Each essay is available in English and in French. The files are organized using the translation by filename method in Hugo.

Item Metadata

Each content item has descriptive metadata in YAML format at the top of each Markdown file, wrapped in ---. Here's an example:

---
title: "A Story of Confinement: Before, During and After"
author:
    given_name: Éva
    middle_name: 
    family_name: Abouahi
    display_name: Éva Abouahi
    bio: "Éva Abouahi is a philosophy professor based in Reims. She is working on a dissertation on the idea of salvation in the work of Jean-Paul Sartre under the direction of Marc Crépon and  Jean-François Louette."
doi: 10.21985/n2-0xzd-th89
alt: Photo of Éva Abouahi
image: abouahi.jpg
keywords:
    - plauges
bg_img: 'white'
hero:
    title: The angel of death striking a door during the plague of Rome
    src: abouahi.jpg
    alt: The angel of death striking a door during the plague of Rome
    url: https://wellcomecollection.org/works/wwraaugh
    creator: Jules-Elie Delaunay
    license: CC BY 4.0
    license_url: https://creativecommons.org/licenses/by/4.0/
---

Each article has a hero image that has some properties, such as title, src, alt and license information. **All images used in the site are available under a permissive Creative Commons license.

Article Text

I used Pandoc to convert the manuscripts from Microsoft Word to Markdown for use in the site.
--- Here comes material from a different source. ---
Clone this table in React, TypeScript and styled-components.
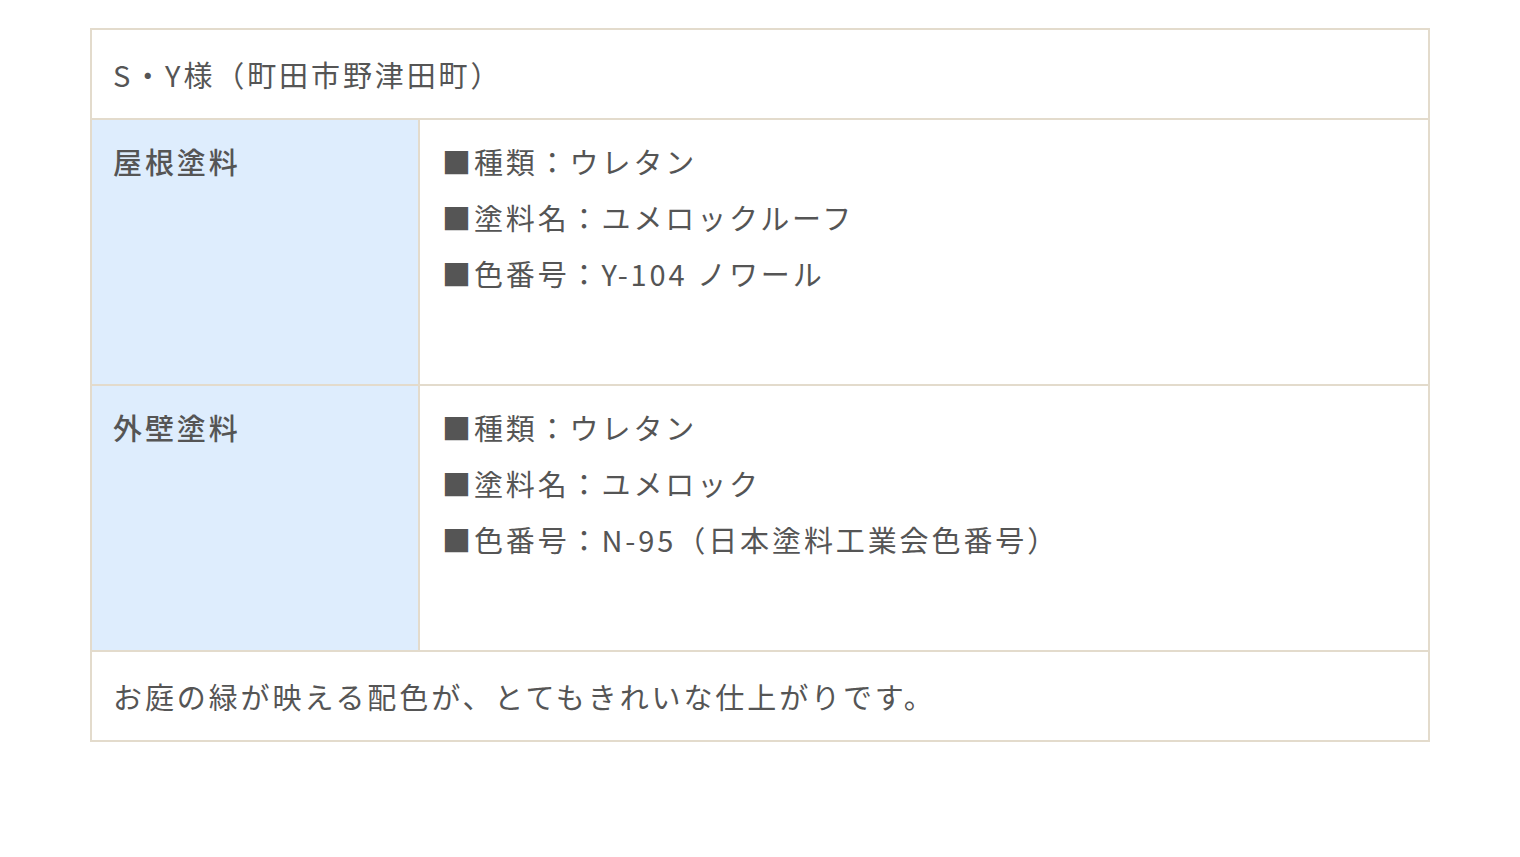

The only "gotcha" I ran across was that Hugo does not process markdown superscripts, so I had to manually change superscripts to the html tags (<sup>), for example: Today's date is June 4<sup>th</sup>, 2020.

The PDFs were made in Microsoft Word (by exporting to PDF) due to my lack of LaTeX templating skills at the time. If you make PDFs for future essays, Microsoft Word is fine.